Spotlight on shady ranking of schools

Nanette Asimov, Chronicle Staff Writer
Tuesday, October 16, 2007

No one has done a formal study, but the circumstantial evidence is there: Some California high schools are quietly boosting their statewide academic ranking by sending their lowest-scoring students into alternative programs that have separate tests.

On Monday, supporters of a law signed by Gov. Arnold Schwarzenegger said it offers a way to stop the practice while giving educators stronger incentives to keep students from dropping out of school.

The law won't take effect for at least four years. But it will require that test scores of students who are sent to alternative schools be counted in the original school's Academic Performance Index, the school-ranking system that now relies only on test scores.

In addition, dropout rates for eighth- and ninth-graders will be used to help calculate each school's API.

Although there are no hard data to prove that schools boost their rankings by shunting the lowest-scorers to alternative schools, continuation schools or other dropout prevention programs, anecdotal evidence suggests the practice is widespread.

And the system itself invites the habit, said state Sen. Darrell Steinberg, the Sacramento Democrat who wrote the new law.

"I believe the vast majority of public educators are well-intentioned, but the system provides a perverse incentive," Steinberg said. "Your scores are likely to go up if you move kids with significant challenges on."

Almost 300,000 students - nearly 15 percent of the state's 2 million high school students - attend an alternative program, says the California Legislative Analyst.

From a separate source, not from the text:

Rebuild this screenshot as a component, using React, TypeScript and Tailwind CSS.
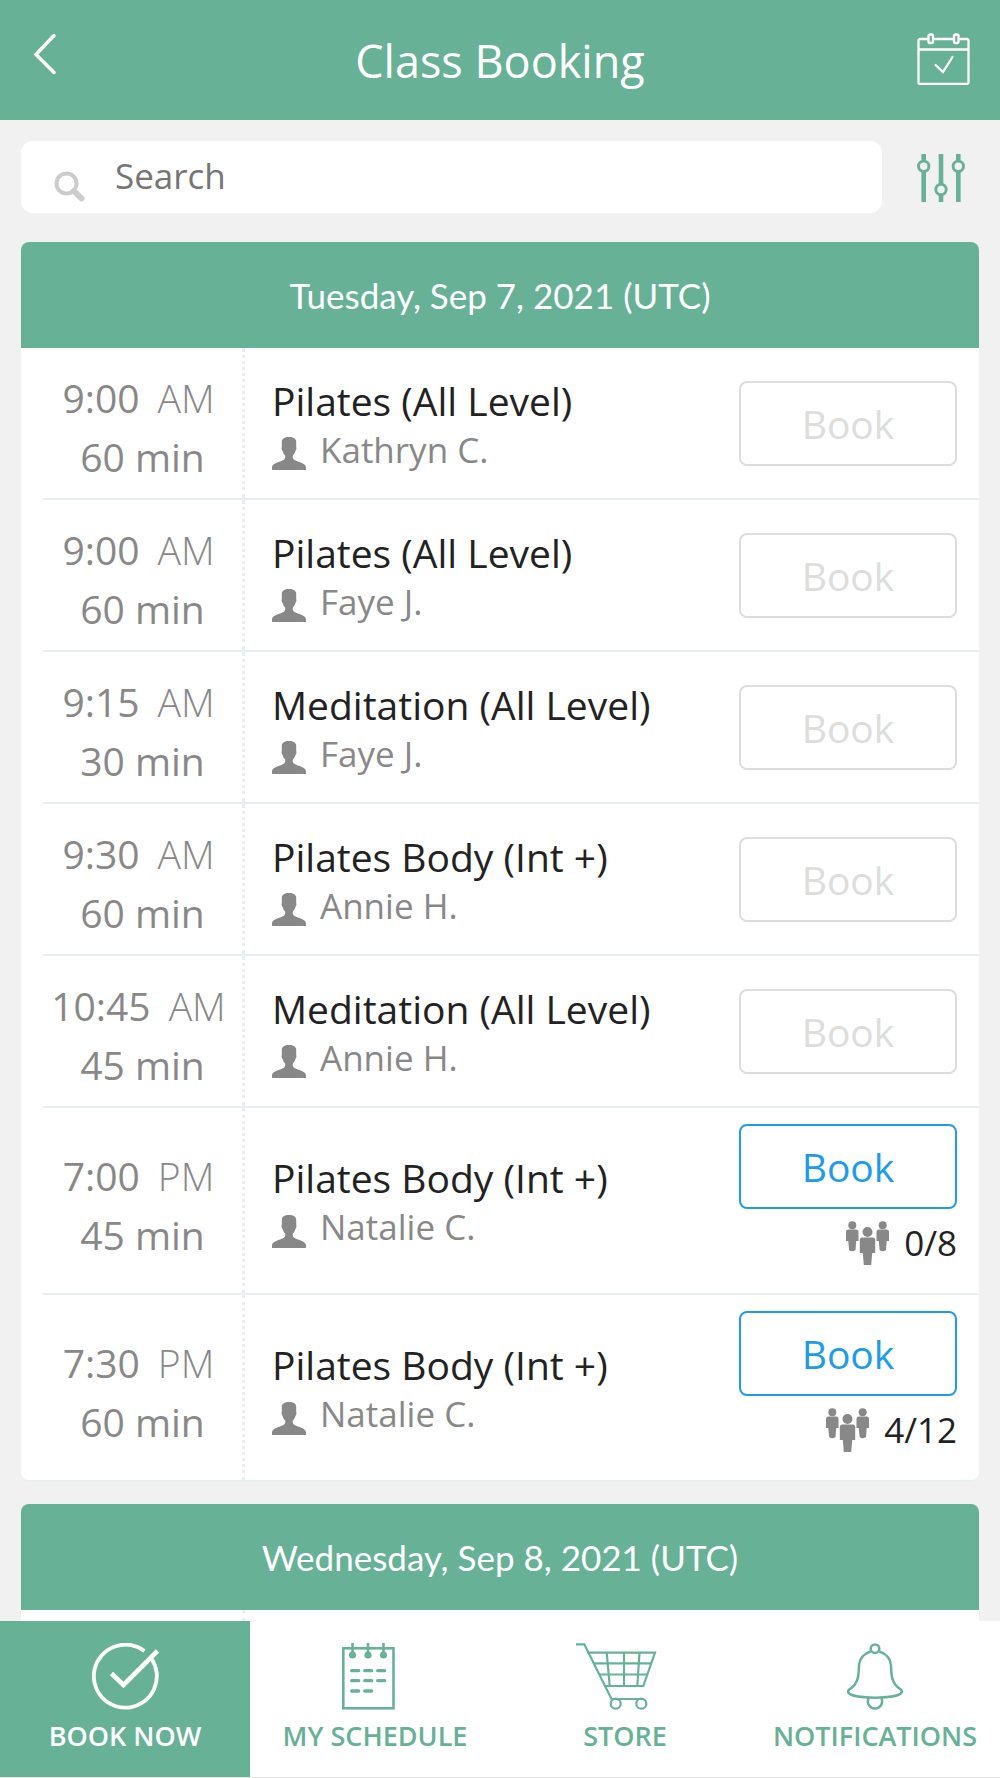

Jan Treff, president of the California Association of Supervisors of Child Welfare and Attendance, whose members work on behalf of truants and expelled students, had urged Schwarzenegger to sign Steinberg's bill, SB219.

"Now no one is going to get shoved in a corner to play with a puzzle while everyone else takes the test," Treff said. "This gives us more teeth to monitor what's happening."

The state's nonpartisan Legislative Analyst bluntly described the problem in a report in February called "Improving Alternative Education in California."

The report said: "The state's accountability system allows schools and districts to use referrals to alternative schools as a way to avoid responsibility for the progress of low-performing students."

Holding the original school accountable for students' progress in an alternative program encourages schools to make a referral only if it would benefit the student, the report said.

The California School Boards Association opposes the new law because of its provision adding dropout rates to the Academic Performance Index, said Executive Director Scott Plotkin.

As it is now, the API relies only on math and English scores to rank schools. Plotkin said there's no point in "loading up the API" with non-academic measures.

"We'd like to have additional indicators, but we'd rather have them focused on student achievement," he said - such as history scores.

The new law goes into effect on July 1, 2011, at the earliest. The state would first have to have a data system in place that would let schools calculate their dropout and graduation rates accurately.

Now, educators merely guess at those rates because they can't track the thousands of students who leave school without telling administrators where they're going.

The problem creates ripple effects in the state's ability to allocate funds and create effective programs for needy students. And it's been the subject of growing scrutiny.

Schwarzenegger allocated $65 million in his spring budget to develop the data system, but the funding was cut during budget negotiations over the summer.